RECORDS PROVIDED:
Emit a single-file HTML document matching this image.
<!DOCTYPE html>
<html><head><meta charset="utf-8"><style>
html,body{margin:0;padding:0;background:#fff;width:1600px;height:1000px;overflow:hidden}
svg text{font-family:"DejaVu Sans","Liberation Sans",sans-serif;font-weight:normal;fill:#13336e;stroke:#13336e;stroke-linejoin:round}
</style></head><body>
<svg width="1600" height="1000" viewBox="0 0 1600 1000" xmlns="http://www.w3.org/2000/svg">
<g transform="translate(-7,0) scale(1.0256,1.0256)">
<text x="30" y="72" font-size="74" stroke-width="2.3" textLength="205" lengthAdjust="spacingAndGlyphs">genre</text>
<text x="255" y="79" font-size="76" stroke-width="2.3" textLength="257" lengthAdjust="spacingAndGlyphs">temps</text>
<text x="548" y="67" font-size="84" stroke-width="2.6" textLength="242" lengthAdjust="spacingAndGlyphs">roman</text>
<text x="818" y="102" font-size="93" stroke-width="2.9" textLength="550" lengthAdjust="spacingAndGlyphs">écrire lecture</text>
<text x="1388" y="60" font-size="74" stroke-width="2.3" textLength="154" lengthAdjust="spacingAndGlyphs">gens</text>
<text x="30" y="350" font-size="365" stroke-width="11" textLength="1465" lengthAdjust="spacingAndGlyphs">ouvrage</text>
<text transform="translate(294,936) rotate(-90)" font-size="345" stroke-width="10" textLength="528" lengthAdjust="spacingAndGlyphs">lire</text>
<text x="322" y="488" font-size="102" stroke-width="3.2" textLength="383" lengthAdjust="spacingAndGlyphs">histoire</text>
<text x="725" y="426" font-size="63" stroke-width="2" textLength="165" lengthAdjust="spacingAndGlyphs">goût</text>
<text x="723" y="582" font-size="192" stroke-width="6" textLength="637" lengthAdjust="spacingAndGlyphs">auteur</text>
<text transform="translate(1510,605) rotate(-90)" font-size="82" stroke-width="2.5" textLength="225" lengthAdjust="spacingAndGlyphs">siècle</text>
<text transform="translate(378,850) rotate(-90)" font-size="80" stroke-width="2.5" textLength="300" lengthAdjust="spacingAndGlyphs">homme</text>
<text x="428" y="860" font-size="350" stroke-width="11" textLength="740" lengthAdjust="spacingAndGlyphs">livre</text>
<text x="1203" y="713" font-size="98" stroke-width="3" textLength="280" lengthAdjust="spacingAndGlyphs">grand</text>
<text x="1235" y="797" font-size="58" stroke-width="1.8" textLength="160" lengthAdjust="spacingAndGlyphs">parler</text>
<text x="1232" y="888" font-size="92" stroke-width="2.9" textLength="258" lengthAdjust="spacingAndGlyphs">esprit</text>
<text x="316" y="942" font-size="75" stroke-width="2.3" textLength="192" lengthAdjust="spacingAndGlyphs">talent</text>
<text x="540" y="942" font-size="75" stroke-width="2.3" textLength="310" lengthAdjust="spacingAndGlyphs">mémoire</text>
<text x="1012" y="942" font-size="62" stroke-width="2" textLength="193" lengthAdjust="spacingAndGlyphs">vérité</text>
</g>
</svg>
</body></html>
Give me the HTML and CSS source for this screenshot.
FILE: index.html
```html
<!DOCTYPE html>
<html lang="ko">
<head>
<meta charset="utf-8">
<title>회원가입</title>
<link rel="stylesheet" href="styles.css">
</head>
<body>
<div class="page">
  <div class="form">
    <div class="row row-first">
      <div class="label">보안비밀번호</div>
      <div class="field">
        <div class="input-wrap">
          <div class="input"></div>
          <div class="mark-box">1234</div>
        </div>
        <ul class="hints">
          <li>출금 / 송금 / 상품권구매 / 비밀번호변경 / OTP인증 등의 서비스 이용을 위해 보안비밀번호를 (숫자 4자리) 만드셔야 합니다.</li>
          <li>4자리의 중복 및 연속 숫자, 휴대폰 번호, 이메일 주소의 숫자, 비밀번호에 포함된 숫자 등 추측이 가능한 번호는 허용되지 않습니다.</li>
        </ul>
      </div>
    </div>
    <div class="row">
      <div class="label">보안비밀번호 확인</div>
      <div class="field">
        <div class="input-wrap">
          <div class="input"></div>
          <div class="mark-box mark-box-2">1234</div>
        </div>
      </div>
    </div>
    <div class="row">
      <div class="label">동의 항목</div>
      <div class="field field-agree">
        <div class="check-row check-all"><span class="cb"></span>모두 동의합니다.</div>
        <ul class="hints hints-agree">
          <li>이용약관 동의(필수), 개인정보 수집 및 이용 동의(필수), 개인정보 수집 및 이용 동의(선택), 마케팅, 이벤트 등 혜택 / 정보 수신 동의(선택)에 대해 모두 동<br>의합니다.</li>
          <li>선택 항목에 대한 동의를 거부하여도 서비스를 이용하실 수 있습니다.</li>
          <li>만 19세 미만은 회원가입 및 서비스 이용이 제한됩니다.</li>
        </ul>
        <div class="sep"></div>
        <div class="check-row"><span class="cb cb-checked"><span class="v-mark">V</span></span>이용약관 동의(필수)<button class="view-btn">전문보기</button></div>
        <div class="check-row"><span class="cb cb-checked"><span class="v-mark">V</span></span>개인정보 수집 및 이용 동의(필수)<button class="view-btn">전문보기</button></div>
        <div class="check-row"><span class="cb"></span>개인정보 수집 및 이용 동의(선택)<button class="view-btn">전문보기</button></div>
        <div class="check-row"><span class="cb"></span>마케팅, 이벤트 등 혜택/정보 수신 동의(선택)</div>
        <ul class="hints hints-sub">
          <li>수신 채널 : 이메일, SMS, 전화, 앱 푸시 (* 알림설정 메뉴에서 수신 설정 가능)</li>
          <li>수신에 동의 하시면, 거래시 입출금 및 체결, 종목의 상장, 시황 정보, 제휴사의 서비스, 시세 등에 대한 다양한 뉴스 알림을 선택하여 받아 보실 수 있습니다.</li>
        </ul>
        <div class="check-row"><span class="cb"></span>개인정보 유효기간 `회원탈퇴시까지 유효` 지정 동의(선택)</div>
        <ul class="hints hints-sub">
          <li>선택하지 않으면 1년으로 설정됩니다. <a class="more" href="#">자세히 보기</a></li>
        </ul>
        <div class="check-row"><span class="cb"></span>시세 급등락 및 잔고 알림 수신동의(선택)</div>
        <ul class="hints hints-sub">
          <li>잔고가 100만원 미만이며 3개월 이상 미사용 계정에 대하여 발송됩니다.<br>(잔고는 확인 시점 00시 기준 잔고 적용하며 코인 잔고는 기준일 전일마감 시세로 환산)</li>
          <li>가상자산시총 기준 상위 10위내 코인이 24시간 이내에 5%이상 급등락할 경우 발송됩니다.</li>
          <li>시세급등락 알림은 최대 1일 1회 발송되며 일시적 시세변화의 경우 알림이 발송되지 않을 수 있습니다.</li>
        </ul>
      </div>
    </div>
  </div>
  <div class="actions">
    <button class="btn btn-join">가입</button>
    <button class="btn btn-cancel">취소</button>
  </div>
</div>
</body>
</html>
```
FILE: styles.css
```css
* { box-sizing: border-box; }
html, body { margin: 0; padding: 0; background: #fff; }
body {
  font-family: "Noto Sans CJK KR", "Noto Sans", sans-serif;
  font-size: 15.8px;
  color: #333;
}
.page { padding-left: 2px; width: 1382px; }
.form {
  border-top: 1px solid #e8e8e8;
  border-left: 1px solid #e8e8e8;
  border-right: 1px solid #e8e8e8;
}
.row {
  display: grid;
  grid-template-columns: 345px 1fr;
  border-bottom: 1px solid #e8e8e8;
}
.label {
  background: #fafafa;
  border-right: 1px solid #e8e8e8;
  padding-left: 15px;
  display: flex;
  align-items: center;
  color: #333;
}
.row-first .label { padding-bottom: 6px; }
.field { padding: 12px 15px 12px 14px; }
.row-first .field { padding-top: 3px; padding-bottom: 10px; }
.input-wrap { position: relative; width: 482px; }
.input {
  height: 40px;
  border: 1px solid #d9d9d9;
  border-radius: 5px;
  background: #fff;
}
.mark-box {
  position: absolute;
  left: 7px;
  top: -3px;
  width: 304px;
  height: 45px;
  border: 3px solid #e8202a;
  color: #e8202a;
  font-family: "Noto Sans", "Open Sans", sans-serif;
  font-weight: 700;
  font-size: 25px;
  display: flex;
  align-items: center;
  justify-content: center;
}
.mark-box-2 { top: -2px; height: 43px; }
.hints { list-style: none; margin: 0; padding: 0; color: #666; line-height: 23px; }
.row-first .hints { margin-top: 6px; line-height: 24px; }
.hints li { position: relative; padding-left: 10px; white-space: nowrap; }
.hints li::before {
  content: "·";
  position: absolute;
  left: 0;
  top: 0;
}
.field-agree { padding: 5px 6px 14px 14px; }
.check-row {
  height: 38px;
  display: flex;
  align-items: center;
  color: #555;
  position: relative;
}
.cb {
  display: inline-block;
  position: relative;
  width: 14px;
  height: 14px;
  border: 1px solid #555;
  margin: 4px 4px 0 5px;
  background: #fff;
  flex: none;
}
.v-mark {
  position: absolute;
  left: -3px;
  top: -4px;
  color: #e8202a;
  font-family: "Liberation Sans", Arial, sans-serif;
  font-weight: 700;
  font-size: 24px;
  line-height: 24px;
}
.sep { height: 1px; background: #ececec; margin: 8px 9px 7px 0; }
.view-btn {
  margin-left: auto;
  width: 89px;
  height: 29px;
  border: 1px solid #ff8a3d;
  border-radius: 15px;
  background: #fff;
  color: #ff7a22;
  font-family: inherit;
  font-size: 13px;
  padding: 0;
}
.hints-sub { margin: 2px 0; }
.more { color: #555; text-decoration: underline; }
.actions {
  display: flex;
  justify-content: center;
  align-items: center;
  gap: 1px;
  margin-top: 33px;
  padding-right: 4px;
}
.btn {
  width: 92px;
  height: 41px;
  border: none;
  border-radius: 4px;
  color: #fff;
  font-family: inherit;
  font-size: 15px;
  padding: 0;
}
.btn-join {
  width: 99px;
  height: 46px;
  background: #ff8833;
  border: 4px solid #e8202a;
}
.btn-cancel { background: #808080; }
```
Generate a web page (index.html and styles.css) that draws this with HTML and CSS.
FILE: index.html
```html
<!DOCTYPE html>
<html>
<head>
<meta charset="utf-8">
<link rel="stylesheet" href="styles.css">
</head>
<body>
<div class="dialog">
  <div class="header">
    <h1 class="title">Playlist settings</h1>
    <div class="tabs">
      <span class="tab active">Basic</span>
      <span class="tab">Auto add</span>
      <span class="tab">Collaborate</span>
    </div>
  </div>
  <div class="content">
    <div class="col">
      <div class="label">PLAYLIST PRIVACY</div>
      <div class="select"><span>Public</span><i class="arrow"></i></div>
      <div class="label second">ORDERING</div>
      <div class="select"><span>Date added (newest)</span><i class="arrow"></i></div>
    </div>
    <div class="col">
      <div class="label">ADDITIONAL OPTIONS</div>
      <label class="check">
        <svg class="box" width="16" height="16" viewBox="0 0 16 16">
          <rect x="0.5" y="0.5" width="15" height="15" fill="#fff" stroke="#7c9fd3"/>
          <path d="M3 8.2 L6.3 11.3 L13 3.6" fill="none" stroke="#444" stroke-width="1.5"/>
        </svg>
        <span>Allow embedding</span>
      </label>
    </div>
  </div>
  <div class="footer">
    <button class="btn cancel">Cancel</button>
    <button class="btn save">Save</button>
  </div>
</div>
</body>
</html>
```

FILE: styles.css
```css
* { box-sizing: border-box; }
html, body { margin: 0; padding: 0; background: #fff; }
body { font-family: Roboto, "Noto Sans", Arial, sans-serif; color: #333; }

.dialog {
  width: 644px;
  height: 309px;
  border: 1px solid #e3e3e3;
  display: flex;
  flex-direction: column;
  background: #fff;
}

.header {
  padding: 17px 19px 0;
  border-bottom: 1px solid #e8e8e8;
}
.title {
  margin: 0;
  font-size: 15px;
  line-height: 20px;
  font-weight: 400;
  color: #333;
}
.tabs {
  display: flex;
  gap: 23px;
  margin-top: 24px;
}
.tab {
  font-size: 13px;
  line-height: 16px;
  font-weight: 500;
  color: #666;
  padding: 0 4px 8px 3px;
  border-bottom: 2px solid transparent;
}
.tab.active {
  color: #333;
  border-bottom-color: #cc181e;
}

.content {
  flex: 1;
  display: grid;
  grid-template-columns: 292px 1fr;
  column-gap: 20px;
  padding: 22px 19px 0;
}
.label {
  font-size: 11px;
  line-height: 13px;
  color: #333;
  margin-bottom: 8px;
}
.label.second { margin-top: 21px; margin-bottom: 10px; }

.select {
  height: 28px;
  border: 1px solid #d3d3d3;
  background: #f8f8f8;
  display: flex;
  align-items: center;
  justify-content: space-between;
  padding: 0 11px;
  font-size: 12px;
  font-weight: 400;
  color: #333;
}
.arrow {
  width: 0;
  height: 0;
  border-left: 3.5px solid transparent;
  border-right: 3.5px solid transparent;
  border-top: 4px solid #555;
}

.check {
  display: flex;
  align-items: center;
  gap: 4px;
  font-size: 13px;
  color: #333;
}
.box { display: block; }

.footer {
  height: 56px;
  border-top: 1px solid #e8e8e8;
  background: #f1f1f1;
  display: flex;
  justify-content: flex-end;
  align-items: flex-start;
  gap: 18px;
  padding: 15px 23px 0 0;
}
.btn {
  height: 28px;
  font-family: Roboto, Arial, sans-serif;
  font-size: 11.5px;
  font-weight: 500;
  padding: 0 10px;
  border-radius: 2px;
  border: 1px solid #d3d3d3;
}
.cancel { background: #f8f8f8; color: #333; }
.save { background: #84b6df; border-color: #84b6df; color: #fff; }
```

WORK TO BE COMPLETED:
Scan the records above for the string "this", then select every line that holds it.

WRITTEN REPLY:
Emit a single-file HTML document matching this image.
Give me the HTML and CSS source for this screenshot.
Generate a web page (index.html and styles.css) that draws this with HTML and CSS.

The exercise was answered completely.